## WHAT THE EXERCISE ASKS
Print exactly what the entries say, line by line, from the first line down to the one with "import React from", inclusive.

## LISTED ENTRIES

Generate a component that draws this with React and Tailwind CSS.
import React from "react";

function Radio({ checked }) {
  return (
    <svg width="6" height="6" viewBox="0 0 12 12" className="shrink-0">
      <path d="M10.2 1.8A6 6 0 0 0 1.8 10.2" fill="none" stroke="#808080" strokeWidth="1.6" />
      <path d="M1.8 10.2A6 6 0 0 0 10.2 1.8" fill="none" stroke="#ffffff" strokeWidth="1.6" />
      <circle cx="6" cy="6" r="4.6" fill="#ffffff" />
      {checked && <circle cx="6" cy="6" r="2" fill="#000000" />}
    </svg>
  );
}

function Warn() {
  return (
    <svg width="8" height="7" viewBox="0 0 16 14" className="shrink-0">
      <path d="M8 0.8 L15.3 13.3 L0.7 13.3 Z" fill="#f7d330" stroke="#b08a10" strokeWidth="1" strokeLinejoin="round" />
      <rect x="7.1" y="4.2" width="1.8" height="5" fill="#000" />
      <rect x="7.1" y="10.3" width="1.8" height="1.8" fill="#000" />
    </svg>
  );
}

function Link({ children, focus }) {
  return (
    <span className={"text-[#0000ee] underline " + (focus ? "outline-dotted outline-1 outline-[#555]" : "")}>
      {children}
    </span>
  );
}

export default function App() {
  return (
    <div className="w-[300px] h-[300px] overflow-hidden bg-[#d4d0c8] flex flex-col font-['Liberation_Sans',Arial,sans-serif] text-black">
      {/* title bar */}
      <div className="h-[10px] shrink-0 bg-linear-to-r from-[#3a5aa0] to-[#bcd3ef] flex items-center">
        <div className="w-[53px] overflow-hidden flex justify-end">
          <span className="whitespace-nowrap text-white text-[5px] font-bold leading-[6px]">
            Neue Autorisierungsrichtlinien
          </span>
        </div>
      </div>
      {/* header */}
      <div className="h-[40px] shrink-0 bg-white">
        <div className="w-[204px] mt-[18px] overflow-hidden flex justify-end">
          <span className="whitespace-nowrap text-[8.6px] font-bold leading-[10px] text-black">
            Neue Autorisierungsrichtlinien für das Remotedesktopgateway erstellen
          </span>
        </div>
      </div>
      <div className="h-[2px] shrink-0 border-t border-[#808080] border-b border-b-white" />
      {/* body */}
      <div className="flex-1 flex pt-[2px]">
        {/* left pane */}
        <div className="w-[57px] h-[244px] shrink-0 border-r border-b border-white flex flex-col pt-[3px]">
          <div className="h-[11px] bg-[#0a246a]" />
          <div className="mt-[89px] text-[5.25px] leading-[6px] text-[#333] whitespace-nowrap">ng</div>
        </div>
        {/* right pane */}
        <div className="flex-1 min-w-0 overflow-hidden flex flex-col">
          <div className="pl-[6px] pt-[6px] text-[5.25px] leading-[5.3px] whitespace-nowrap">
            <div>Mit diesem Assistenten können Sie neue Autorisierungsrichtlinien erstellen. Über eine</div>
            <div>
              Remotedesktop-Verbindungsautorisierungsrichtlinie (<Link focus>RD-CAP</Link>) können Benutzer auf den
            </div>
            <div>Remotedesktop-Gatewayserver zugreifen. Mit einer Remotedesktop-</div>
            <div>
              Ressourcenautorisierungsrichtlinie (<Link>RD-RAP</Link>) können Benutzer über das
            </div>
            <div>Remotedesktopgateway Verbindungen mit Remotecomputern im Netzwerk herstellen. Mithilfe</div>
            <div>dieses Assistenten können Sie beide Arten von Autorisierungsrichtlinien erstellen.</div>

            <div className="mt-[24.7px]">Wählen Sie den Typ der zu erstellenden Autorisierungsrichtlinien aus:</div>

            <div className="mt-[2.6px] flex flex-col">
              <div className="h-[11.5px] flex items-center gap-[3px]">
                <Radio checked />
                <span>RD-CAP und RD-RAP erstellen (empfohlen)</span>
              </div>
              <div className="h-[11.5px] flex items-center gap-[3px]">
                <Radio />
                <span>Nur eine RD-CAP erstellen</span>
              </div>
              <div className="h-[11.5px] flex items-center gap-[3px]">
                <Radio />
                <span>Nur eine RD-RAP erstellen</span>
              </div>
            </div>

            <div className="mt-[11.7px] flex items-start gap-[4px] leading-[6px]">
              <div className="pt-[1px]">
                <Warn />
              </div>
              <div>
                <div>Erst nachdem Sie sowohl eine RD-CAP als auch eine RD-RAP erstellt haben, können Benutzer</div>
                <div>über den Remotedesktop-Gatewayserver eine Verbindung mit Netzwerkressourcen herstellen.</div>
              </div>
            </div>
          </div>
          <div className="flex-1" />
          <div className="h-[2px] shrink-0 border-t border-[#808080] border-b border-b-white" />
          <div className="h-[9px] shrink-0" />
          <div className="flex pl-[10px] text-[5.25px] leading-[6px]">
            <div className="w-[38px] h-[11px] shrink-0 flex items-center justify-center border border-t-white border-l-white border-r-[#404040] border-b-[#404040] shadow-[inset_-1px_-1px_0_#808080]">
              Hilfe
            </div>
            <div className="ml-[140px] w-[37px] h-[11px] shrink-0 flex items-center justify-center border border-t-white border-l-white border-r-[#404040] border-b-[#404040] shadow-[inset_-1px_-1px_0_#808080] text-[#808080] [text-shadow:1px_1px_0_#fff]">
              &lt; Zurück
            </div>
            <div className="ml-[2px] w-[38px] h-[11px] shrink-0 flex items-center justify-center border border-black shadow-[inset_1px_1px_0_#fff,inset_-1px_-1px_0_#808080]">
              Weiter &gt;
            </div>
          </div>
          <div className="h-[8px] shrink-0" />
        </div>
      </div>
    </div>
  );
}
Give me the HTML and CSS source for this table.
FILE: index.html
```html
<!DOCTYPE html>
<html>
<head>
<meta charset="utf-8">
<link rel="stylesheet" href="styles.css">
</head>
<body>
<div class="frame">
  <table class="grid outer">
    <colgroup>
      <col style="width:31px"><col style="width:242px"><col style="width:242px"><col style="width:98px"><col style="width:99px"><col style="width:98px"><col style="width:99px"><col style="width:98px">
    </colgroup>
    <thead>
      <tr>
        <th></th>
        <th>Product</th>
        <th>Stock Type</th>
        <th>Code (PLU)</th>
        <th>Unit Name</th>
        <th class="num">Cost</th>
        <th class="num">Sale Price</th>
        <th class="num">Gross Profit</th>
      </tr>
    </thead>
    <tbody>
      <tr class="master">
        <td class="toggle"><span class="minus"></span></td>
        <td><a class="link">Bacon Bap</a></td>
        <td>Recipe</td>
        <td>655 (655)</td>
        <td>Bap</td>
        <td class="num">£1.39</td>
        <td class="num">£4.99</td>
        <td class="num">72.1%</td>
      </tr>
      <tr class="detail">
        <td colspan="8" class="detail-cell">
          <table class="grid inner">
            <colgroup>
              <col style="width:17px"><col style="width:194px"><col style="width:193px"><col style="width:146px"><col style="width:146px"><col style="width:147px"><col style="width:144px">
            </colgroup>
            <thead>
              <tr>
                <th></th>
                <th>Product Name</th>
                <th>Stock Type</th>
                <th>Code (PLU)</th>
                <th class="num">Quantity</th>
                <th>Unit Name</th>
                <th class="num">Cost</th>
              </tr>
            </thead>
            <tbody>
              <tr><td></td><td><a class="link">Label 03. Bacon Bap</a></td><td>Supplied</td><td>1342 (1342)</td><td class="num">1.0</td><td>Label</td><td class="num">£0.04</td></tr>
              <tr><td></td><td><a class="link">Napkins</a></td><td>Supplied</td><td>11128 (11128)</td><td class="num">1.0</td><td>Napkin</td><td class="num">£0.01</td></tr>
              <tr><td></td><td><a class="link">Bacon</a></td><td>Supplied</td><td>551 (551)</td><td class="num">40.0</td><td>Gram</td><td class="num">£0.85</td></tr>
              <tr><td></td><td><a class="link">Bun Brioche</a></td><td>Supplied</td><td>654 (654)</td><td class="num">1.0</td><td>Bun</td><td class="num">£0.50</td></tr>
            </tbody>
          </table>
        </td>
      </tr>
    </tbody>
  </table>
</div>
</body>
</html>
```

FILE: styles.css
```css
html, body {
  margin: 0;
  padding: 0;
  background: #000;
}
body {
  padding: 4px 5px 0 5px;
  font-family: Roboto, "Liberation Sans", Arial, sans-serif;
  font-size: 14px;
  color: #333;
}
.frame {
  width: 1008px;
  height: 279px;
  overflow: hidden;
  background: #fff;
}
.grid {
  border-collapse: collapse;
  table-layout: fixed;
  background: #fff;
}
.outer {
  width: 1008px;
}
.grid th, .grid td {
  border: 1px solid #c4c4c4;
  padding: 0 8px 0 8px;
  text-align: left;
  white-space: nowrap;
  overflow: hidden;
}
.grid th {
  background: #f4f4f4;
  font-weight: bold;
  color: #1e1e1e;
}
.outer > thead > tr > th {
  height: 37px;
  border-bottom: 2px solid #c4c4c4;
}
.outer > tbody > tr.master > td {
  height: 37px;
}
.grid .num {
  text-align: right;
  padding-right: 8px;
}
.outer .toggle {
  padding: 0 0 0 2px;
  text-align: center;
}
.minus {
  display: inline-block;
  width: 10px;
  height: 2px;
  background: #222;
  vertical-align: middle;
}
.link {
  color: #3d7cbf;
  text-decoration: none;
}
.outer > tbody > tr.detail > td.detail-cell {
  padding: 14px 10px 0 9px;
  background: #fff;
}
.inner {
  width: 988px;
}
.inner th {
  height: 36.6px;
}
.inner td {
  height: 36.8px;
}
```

## ANSWER IN FULL
Generate a component that draws this with React and Tailwind CSS.
import React from "react";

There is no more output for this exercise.